Vatan topraklarının savunulması esnasında göstermiş olduğu başarılar neticesinde kendisine “Gazilik” unvanı ve “Mareşallik” rütbesi verilmiş, bunların yanı sıra TBMM tarafından 2587 sayılı kanunla 24.11.1934 tarihinde Mustafa Kemal’e, “Türkün Atası” anlamına gelen “Atatürk” soyadı verilmiştir.
Osmanlının küllerinden bir vatan ve bayrak yaratmış, istediği her şey olabilirken cumhuriyeti seçmiş ve Türk Gençliğine emanet etmiştir.
Bu gün bu emanete ihanet edilmektedir.
Bırakın yeni devlet kurmayı bugünküne sahip çıkın yeter.
O büyük liderin 15 senelik iktidarı döneminde yaptıklarını sata, sata bitiremeyen bir iktidar olmuşsunuz karşımızda.

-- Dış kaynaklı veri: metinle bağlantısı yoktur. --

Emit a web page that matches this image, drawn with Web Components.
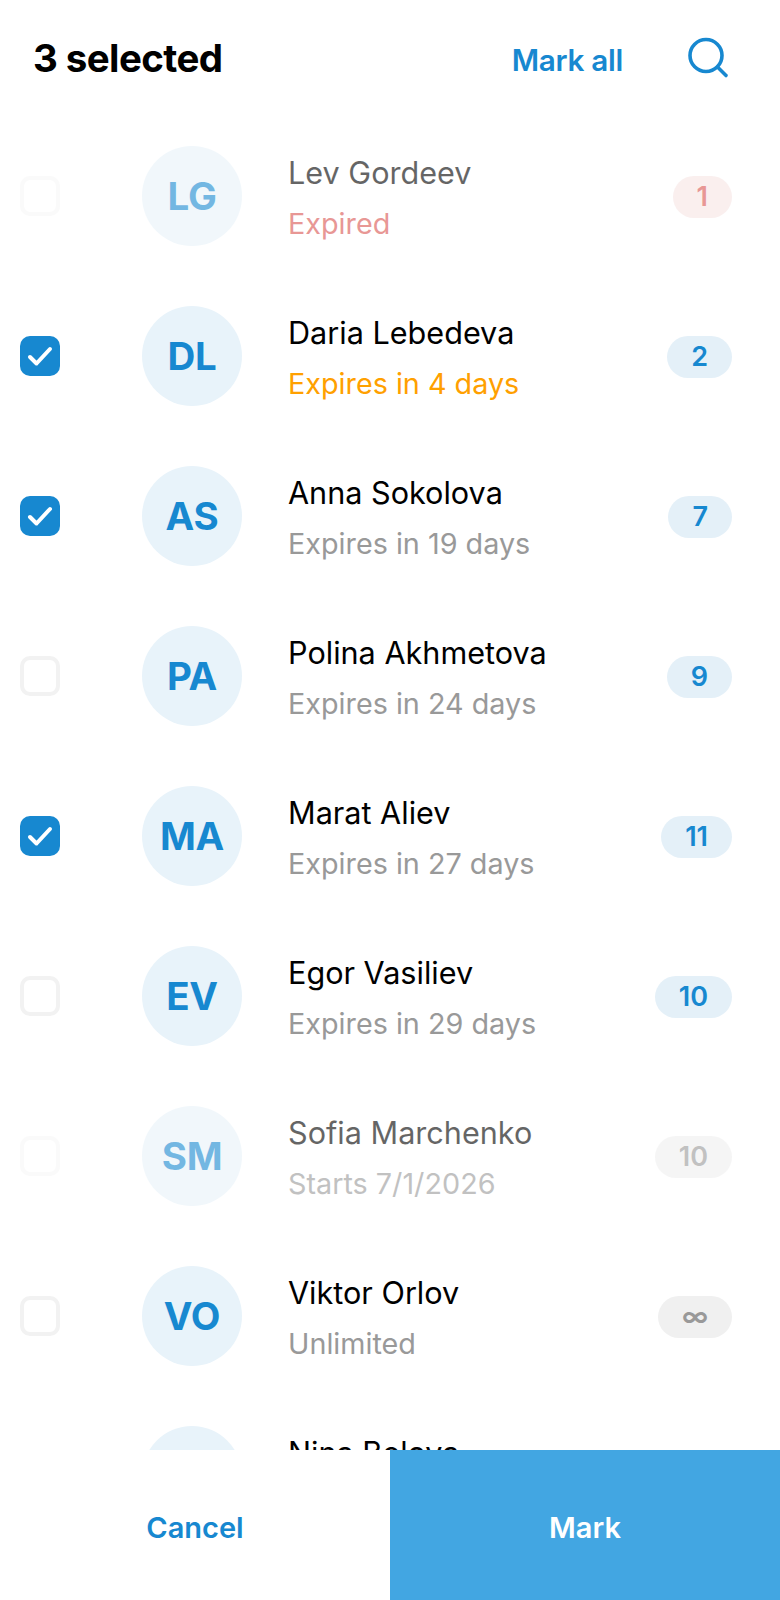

“Tüm gücünüzü onun bıraktığı yerden alarak daha yukarılara çekip Türkiye’yi huzura ve refaha kavuşturunuz yeter.
Dünyada saygınlığımızı tekrar kazanalım.
“Ancak o zaman Gazi Mustafa Kemal Atatürk ile başlayan Cumhuriyet döneminin iddiasını taşıyan bir parti olursunuz.”
EY AKP GENEL BAŞKANI ERDOĞAN!
Söyle başbakanına, yetkili bakanlarına ve Sayın Cumhur Başkanına ATAMIZIN heykellerine saldıranlara, hakaret edenlere ağır cezalar getirsinler.
Çünkü O hepimizin ATASIDIR.
Söyle başbakanına, maliye bakanına, Sayın Cumhurbaşkanına emeklilere, işçilere yaşam hakkı tanısın.
Bu arada Sayın Cumhurbaşkanı kendisi adına konuşmalar yapan gazeteci geçinen yağcılara iyi bir fırça çekmiş.
Çok ta iyi olmuş ama racon demesi makamına yakışmamış.
Her zaman söylediğim gibi bu densizlerin kendisine ve ülkeye daima zararları olur.
Ve bu herifler gemi batarsa ilk önce terk edecek tiplerdir.
Her neyse AKP Genel Başkanı, senden ricam Sayın Cumhurbaşkanına bir zahmet söyleyiver bir fırça da ATAMIZA saldıranlara çeksin olur mu?
EY AKP GENEL BAŞKANI
Söyle Sayın Cumhurbaşkanına öyle yüzlerce koruma ile gezeceğine tebdili kıyafet ile halkın arasına girsin ve konuşulanları duysun.
Sana söyleyeceğim çok şey var ama bir dahaki sefere diyorum.